LAHORE, May 30: Manzoor, 11, smokes a cheaper brand of cigarette knowing not how and why he picked up the habit. He only knows that 20 per cent of his daily income goes up in smoke.
He is among 900 beggar children aged between six and 15, rescued by the Punjab Child Protection and Welfare Bureau from various intersections of Lahore during one-and-a-half year, who are smokers. Though the bureau had imparted them health education in this regard before handing them back to their parents or guardians, it expresses a little hope regarding their quitting the habit.
Manzoor usually collects between Rs80 and Rs100. “I left my home in Faisalabad about two years ago to avoid my father’s punishment for not accompanying him to sell fruits.”
“Here in Lahore I spent night on the footpath of Data Darbar and sometimes Chauburji. I made friends with three beggar children with whom I used to visit cinema and circus.” He was not happy at reunion with his family.
CPWB assistant-director Zubair Ahmad Shad told Dawn that more than 45 per cent beggar children it had rescued since its establishment in November 2004 were smokers. “It indicates that such children and child labourers are more prone to smoking,” he says.

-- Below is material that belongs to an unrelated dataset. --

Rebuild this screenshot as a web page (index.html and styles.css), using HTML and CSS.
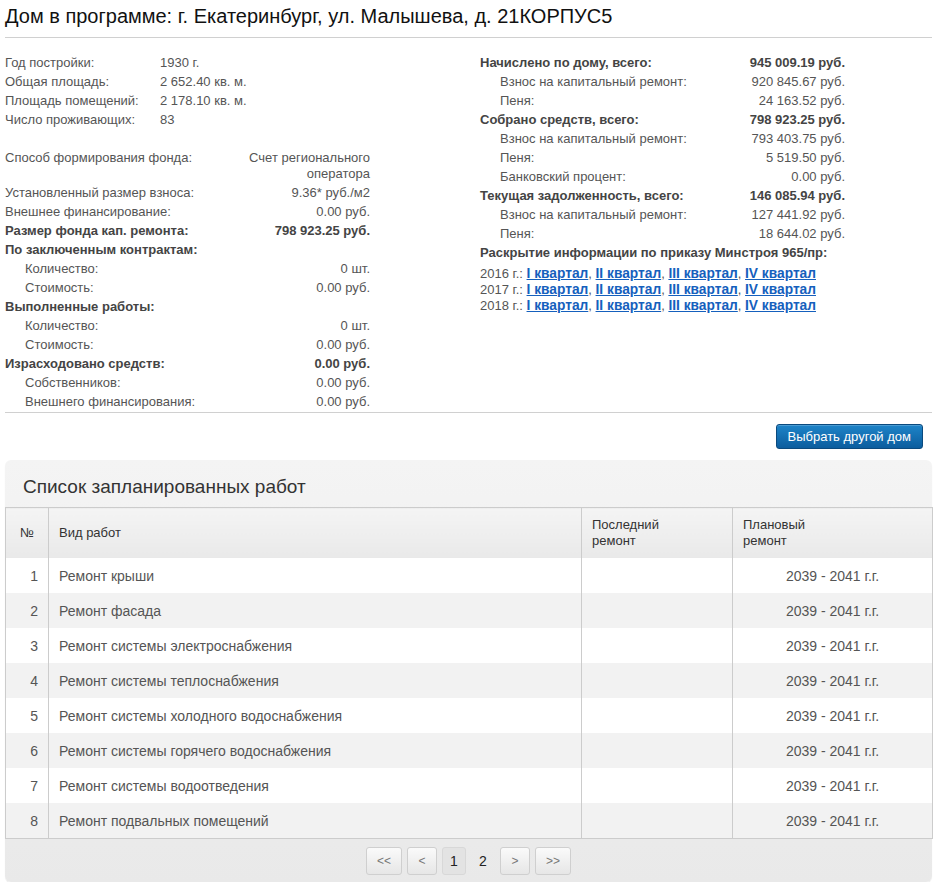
FILE: index.html
```html
<!DOCTYPE html>
<html lang="ru">
<head>
<meta charset="utf-8">
<title>Дом в программе</title>
<link rel="stylesheet" href="styles.css">
</head>
<body>
<div class="page">
  <h1 class="title">Дом в программе: г. Екатеринбург, ул. Малышева, д. 21КОРПУС5</h1>

  <div class="info">
    <div class="col">
      <table class="kv basic">
        <tr><td class="lbl">Год постройки:</td><td>1930 г.</td></tr>
        <tr><td class="lbl">Общая площадь:</td><td>2 652.40 кв. м.</td></tr>
        <tr><td class="lbl">Площадь помещений:</td><td>2 178.10 кв. м.</td></tr>
        <tr><td class="lbl">Число проживающих:</td><td>83</td></tr>
      </table>

      <table class="kv fund">
        <tr><td class="lbl">Способ формирования фонда:</td><td class="val wrap">Счет регионального оператора</td></tr>
        <tr><td class="lbl">Установленный размер взноса:</td><td class="val">9.36* руб./м2</td></tr>
        <tr><td class="lbl">Внешнее финансирование:</td><td class="val">0.00 руб.</td></tr>
        <tr class="b"><td class="lbl">Размер фонда кап. ремонта:</td><td class="val">798 923.25 руб.</td></tr>
        <tr class="b"><td class="lbl" colspan="2">По заключенным контрактам:</td></tr>
        <tr><td class="lbl sub">Количество:</td><td class="val">0 шт.</td></tr>
        <tr><td class="lbl sub">Стоимость:</td><td class="val">0.00 руб.</td></tr>
        <tr class="b"><td class="lbl" colspan="2">Выполненные работы:</td></tr>
        <tr><td class="lbl sub">Количество:</td><td class="val">0 шт.</td></tr>
        <tr><td class="lbl sub">Стоимость:</td><td class="val">0.00 руб.</td></tr>
        <tr class="b"><td class="lbl">Израсходовано средств:</td><td class="val">0.00 руб.</td></tr>
        <tr><td class="lbl sub">Собственников:</td><td class="val">0.00 руб.</td></tr>
        <tr><td class="lbl sub">Внешнего финансирования:</td><td class="val">0.00 руб.</td></tr>
      </table>
    </div>

    <div class="col">
      <table class="kv money">
        <tr class="b"><td class="lbl">Начислено по дому, всего:</td><td class="val">945 009.19 руб.</td></tr>
        <tr><td class="lbl sub">Взнос на капитальный ремонт:</td><td class="val">920 845.67 руб.</td></tr>
        <tr><td class="lbl sub">Пеня:</td><td class="val">24 163.52 руб.</td></tr>
        <tr class="b"><td class="lbl">Собрано средств, всего:</td><td class="val">798 923.25 руб.</td></tr>
        <tr><td class="lbl sub">Взнос на капитальный ремонт:</td><td class="val">793 403.75 руб.</td></tr>
        <tr><td class="lbl sub">Пеня:</td><td class="val">5 519.50 руб.</td></tr>
        <tr><td class="lbl sub">Банковский процент:</td><td class="val">0.00 руб.</td></tr>
        <tr class="b"><td class="lbl">Текущая задолженность, всего:</td><td class="val">146 085.94 руб.</td></tr>
        <tr><td class="lbl sub">Взнос на капитальный ремонт:</td><td class="val">127 441.92 руб.</td></tr>
        <tr><td class="lbl sub">Пеня:</td><td class="val">18 644.02 руб.</td></tr>
        <tr class="b"><td class="lbl" colspan="2">Раскрытие информации по приказу Минстроя 965/пр:</td></tr>
      </table>
      <div class="disclosure">
        <div>2016 г.: <a href="#">I квартал</a>, <a href="#">II квартал</a>, <a href="#">III квартал</a>, <a href="#">IV квартал</a></div>
        <div>2017 г.: <a href="#">I квартал</a>, <a href="#">II квартал</a>, <a href="#">III квартал</a>, <a href="#">IV квартал</a></div>
        <div>2018 г.: <a href="#">I квартал</a>, <a href="#">II квартал</a>, <a href="#">III квартал</a>, <a href="#">IV квартал</a></div>
      </div>
    </div>
  </div>

  <div class="actions">
    <button class="btn-primary" type="button">Выбрать другой дом</button>
  </div>

  <div class="panel">
    <div class="panel-title">Список запланированных работ</div>
    <table class="works">
      <colgroup>
        <col class="c-num"><col class="c-name"><col class="c-last"><col class="c-plan">
      </colgroup>
      <thead>
        <tr><th class="num-h">№</th><th>Вид работ</th><th>Последний<br>ремонт</th><th>Плановый<br>ремонт</th></tr>
      </thead>
      <tbody>
        <tr><td class="num">1</td><td>Ремонт крыши</td><td></td><td class="plan">2039 - 2041 г.г.</td></tr>
        <tr><td class="num">2</td><td>Ремонт фасада</td><td></td><td class="plan">2039 - 2041 г.г.</td></tr>
        <tr><td class="num">3</td><td>Ремонт системы электроснабжения</td><td></td><td class="plan">2039 - 2041 г.г.</td></tr>
        <tr><td class="num">4</td><td>Ремонт системы теплоснабжения</td><td></td><td class="plan">2039 - 2041 г.г.</td></tr>
        <tr><td class="num">5</td><td>Ремонт системы холодного водоснабжения</td><td></td><td class="plan">2039 - 2041 г.г.</td></tr>
        <tr><td class="num">6</td><td>Ремонт системы горячего водоснабжения</td><td></td><td class="plan">2039 - 2041 г.г.</td></tr>
        <tr><td class="num">7</td><td>Ремонт системы водоотведения</td><td></td><td class="plan">2039 - 2041 г.г.</td></tr>
        <tr><td class="num">8</td><td>Ремонт подвальных помещений</td><td></td><td class="plan">2039 - 2041 г.г.</td></tr>
      </tbody>
    </table>
    <div class="pager">
      <span class="pg wide">&lt;&lt;</span>
      <span class="pg">&lt;</span>
      <span class="pg num active">1</span>
      <span class="pg num plain">2</span>
      <span class="pg">&gt;</span>
      <span class="pg wide">&gt;&gt;</span>
    </div>
  </div>
</div>
</body>
</html>
```

FILE: styles.css
```css
html, body {
  margin: 0;
  padding: 0;
  background: #fff;
}
body {
  font-family: "Liberation Sans", Arial, sans-serif;
  font-size: 13px;
  color: #555;
}
.page {
  width: 927px;
  padding: 0 13px 0 5px;
}
.title {
  margin: 0;
  padding: 4px 0 9px;
  font-size: 20px;
  line-height: 24px;
  font-weight: normal;
  color: #111;
  border-bottom: 1px solid #d0d0d0;
}
.info {
  display: grid;
  grid-template-columns: 475px 1fr;
  padding-top: 15px;
  border-bottom: 1px solid #d0d0d0;
  padding-bottom: 1px;
}
.kv {
  border-collapse: collapse;
  width: 365px;
}
.kv td {
  padding: 1.5px 0;
  line-height: 16px;
  vertical-align: top;
  white-space: nowrap;
}
.kv .val {
  text-align: right;
}
.kv .val.wrap {
  white-space: normal;
}
.kv .sub {
  padding-left: 20px;
}
.kv tr.b td {
  font-weight: bold;
  color: #444;
}
.basic {
  margin-bottom: 19px;
}
.basic .lbl {
  width: 155px;
}
.fund .lbl {
  width: 233px;
}
.fund .val.wrap {
  width: 132px;
}
.money .lbl {
  width: 265px;
}
.disclosure {
  margin-top: 4px;
  line-height: 16px;
}
.disclosure a {
  color: #1560bd;
  font-weight: bold;
  font-size: 13.75px;
  text-decoration: underline;
}
.actions {
  display: flex;
  justify-content: flex-end;
  padding-right: 9px;
  margin: 11px 0 11px;
}
.btn-primary {
  font-family: "Liberation Sans", Arial, sans-serif;
  font-size: 13px;
  color: #fff;
  height: 25px;
  padding: 0 11px;
  border: 1px solid #0b4a7e;
  border-radius: 3px;
  background: linear-gradient(#1e84c8, #0c5d9e);
  box-shadow: inset 0 1px 0 rgba(255,255,255,0.2);
}
.panel {
  border-radius: 6px;
  background: linear-gradient(#f4f4f4, #e9e9e9);
  box-shadow: 0 1px 1px rgba(0,0,0,0.08);
}
.panel-title {
  padding: 16px 18px 9px;
  font-size: 19px;
  line-height: 22px;
  color: #333;
}
.works {
  width: 927px;
  border-collapse: collapse;
  table-layout: fixed;
  border: 1px solid #cccccc;
}
.c-num { width: 43px; }
.c-name { width: 533px; }
.c-last { width: 151px; }
.c-plan { width: 200px; }
.works th {
  height: 50px;
  padding: 0 10px;
  text-align: left;
  font-weight: normal;
  font-size: 13px;
  line-height: 16px;
  color: #333;
  background: linear-gradient(#f4f4f4, #e9e9e9);
  border-left: 1px solid #cccccc;
}
.works th.num-h {
  text-align: center;
  padding: 0;
}
.works td {
  height: 35px;
  padding: 0 10px;
  font-size: 14px;
  color: #555;
  background: #fff;
  border-left: 1px solid #cccccc;
}
.works tbody tr:nth-child(even) td {
  background: #f2f2f2;
}
.works td.num {
  text-align: right;
}
.works td.plan {
  text-align: center;
}
.pager {
  display: flex;
  justify-content: center;
  gap: 5px;
  padding: 8px 0 7px;
}
.pg {
  box-sizing: border-box;
  height: 28px;
  min-width: 30px;
  display: flex;
  align-items: center;
  justify-content: center;
  border: 1px solid #cfcfcf;
  border-radius: 3px;
  background: linear-gradient(#fafafa, #e6e6e6);
  font-size: 12px;
  color: #777;
}
.pg.wide {
  min-width: 36px;
}
.pg.num {
  min-width: 24px;
  font-size: 14px;
  color: #222;
}
.pg.active {
  background: #e3e3e3;
  border-color: #d8d8d8;
}
.pg.plain {
  background: none;
  border-color: transparent;
}
```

Pakistan, like the rest of the world, is observing the No Tobacco Day on May 31 (tomorrow). “The federal government must take serious steps to discourage smoking, especially by children,” says a professor of a local university.
There is also a need to amend laws in this regard, he adds.
An NGO’s report says that 25 per cent of students worldwide who smoke had lit their first cigarette before the age of 10.
The report says that tobacco use is considered a vital risk factor in heart attack, cancer and other fatal diseases. Smokers destroy their lives on the one hand and affect the non-smokers on the other.
According to an estimate, 4.9 million smokers die every year across the world. It is the second major cause of death in the world. “The death toll is rising rapidly, especially in low and middle-income countries.”
The report says that tobacco use in Pakistan is on the rise. About 10,000 people die because of tobacco-related diseases every year and some 1,200 people take up the habit every day.
“The western world through strict laws are getting rid of the menace while the powerful tobacco industry is finding new big markets in the third world.”
Currently, 1.3 billion people smoke worldwide, of them 1.2 billion live in developing countries. “If the current smoking pattern continues it will cause 10 million deaths each year by 2020 in the world,” the report points out.